Press Release
October 9, 2009

"ACTS OF GOD" INSURANCE RULE UNFAIR TO CAR OWNERS - PIMENTEL

Senate Minority Leader Aquilino Q. Pimentel, Jr. (PDP-Laban) today assailed the strict but deceptive policy of insurance companies not to indemnify owners of motor vehicles damaged or destroyed by typhoons even if these are covered by comprehensive insurance plans for which they have paid higher premium fees.

Pimentel said thousands of owners of cars wrecked by typhoon Ondoy feel they have been defrauded in the face of the insurers' refusal to honor payment claims for the repair of their vehicles on the ground that these are classified as "acts of God" beyond the scope of the insurance plan.

The opposition bewailed that insurance firms deliberately resort to the so-called "acts of God" rule to evade payments, leaving the car owners' insurance useless to protect them from such contingency.

Saying this rule is patently prejudicial to the interest of car owners, he underscored the need to amend the Insurance Law that would prohibit the insertion of such provision in comprehensive insurance policies.

What is the use of having a comprehensive insurance policy, which applies even to car theft but excludes so-called acts of God like floods? the senator asked.

"I find that a little unfair. And it looks like we have been had because in the United States, if you say comprehensive insurance, that includes all contingencies. There is no reference to acts God as exceptions."

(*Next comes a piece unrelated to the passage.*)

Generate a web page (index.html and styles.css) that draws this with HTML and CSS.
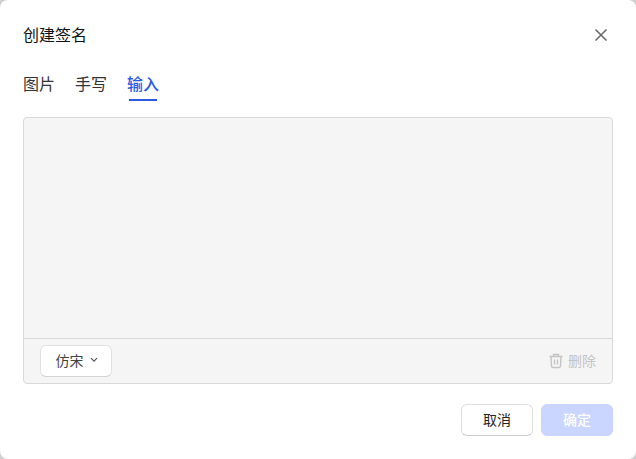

"Perhaps we have to revisit the insurance policies that are issued in this country, comprehensive but does not cover so-called acts of God. What kind of comprehensive insurance would that be if one's car, for example, gets destroyed because there was flooding and they call it an act of God?" he said.

"And so they escape from having to pay what is due to the car owner under of a comprehensive nature of the insurance policy."

Moreover, Pimentel said what makes the reasoning of insurance firms invalid and unacceptable was the fact that the widespread heavy flooding in Metro Manila and nearby provinces was due partly to man-made causes.

"In other words, the non-cleaning of drainages, the precipitate opening of the dams these are acts of men, not of God. Why do we blame God for the things that we are doing in this country? This is something that defies imagination," he said

The minority leader said the hapless car owners could not compel the insurance firms to pay up unless somebody will try to fight it out in the courts.

"But the ultimate remedy would be for an amendment of the Insurance Law which will not allow such 'act of God' provision to be inserted in certain insurance policies," he said.